Outra cena, a do gari ignorante do mundo das letras e que sobrevive pelos desvios da solidariedade.
Essa odisséia do estrangeiro que confunde o próprio desejo, transitando pela crueza do mundo a alimentar a esperança de felicidade me achou ali na escuridão da sala de cinema. Triste e satisfeito como o herói incógnito Elias. Eu e Elias acreditamos numa possibilidade de generosidade por magia. Às vezes achamos que a beleza do por do sol existe porque nós anunciamos o fim do dia. Não é verdade, pois o sol vai brilhar e se por e voltar a ser mágico sem mim ou Elias para olhar.

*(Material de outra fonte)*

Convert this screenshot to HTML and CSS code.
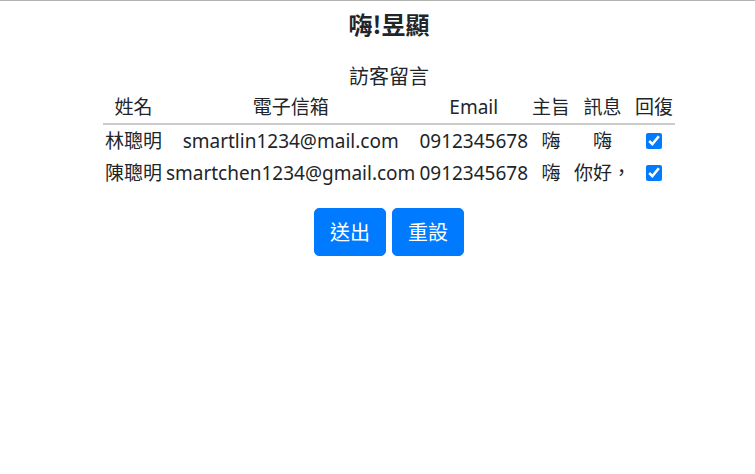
FILE: index.html
```html
<!DOCTYPE html>
<html lang="zh-Hant">
<head>
<meta charset="utf-8">
<title>訪客留言</title>
<link rel="stylesheet" href="styles.css">
</head>
<body>
<div class="page">
  <h1 class="title">嗨!昱顯</h1>
  <form class="guest-form">
    <table class="guest-table">
      <caption class="guest-caption">訪客留言</caption>
      <thead>
        <tr>
          <th>姓名</th>
          <th>電子信箱</th>
          <th>Email</th>
          <th>主旨</th>
          <th>訊息</th>
          <th>回復</th>
        </tr>
      </thead>
      <tbody>
        <tr>
          <td>林聰明</td>
          <td>smartlin1234@mail.com</td>
          <td>0912345678</td>
          <td>嗨</td>
          <td>嗨</td>
          <td><input class="check" type="checkbox" checked></td>
        </tr>
        <tr>
          <td>陳聰明</td>
          <td>smartchen1234@gmail.com</td>
          <td>0912345678</td>
          <td>嗨</td>
          <td>你好，</td>
          <td><input class="check" type="checkbox" checked></td>
        </tr>
      </tbody>
    </table>
    <div class="actions">
      <button type="button" class="btn">送出</button>
      <button type="reset" class="btn">重設</button>
    </div>
  </form>
</div>
</body>
</html>
```

FILE: styles.css
```css
html, body {
  margin: 0;
  padding: 0;
  background: #fff;
}
body {
  font-family: "Noto Sans", "Noto Sans CJK TC", sans-serif;
  color: #212529;
  font-size: 19px;
  border-top: 1px solid #b3b3b3;
}
.page {
  display: flex;
  flex-direction: column;
  align-items: center;
  padding-left: 23px;
}
.title {
  font-family: "Noto Sans CJK TC", sans-serif;
  font-size: 24px;
  font-weight: 700;
  line-height: 28px;
  margin: 9px 0 24px;
}
.guest-form {
  display: flex;
  flex-direction: column;
  align-items: center;
}
.guest-table {
  border-collapse: collapse;
  font-size: 19px;
}
.guest-caption {
  line-height: 28px;
  padding-bottom: 1px;
  font-family: "Noto Sans CJK TC", sans-serif;
  font-size: 20px;
}
.guest-table th,
.guest-table td {
  font-weight: 400;
  text-align: center;
  padding: 2px 2px;
  line-height: 28px;
  white-space: nowrap;
}
.guest-table thead th {
  border-bottom: 2px solid #cccccc;
}
.check {
  width: 16px;
  height: 16px;
  margin: 0;
  vertical-align: -1px;
  accent-color: #007bff;
}
.actions {
  display: flex;
  gap: 6px;
  margin-top: 19px;
}
.btn {
  font-family: "Noto Sans CJK TC", sans-serif;
  font-size: 20px;
  line-height: 22px;
  padding: 12px 15px;
  color: #fff;
  background: #007bff;
  border: 1px solid #007bff;
  border-radius: 5px;
  cursor: pointer;
}
```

Mas não custa nada imaginar que também merecemos, eu e ele um lugar no mundo, um lugar para estar.
Saí do Cinema Gaumont Champs Elyseés e vi o que Elias via. A praça, o monumento do Arco do Triunfo, a avenida com os pedestres e carros a transitar como no filme. A torre Eiffel, pela última vez. Dessa vez eu não a iluminei.
Vivi numa canção. De Costa-Gravas.
Encaminhei-me para a Gare Nord, saí de Paris, saí da França. Voltei para a Alemanha.
O Elias, com seu poder de iluminar o mundo agora, é letra, é grão.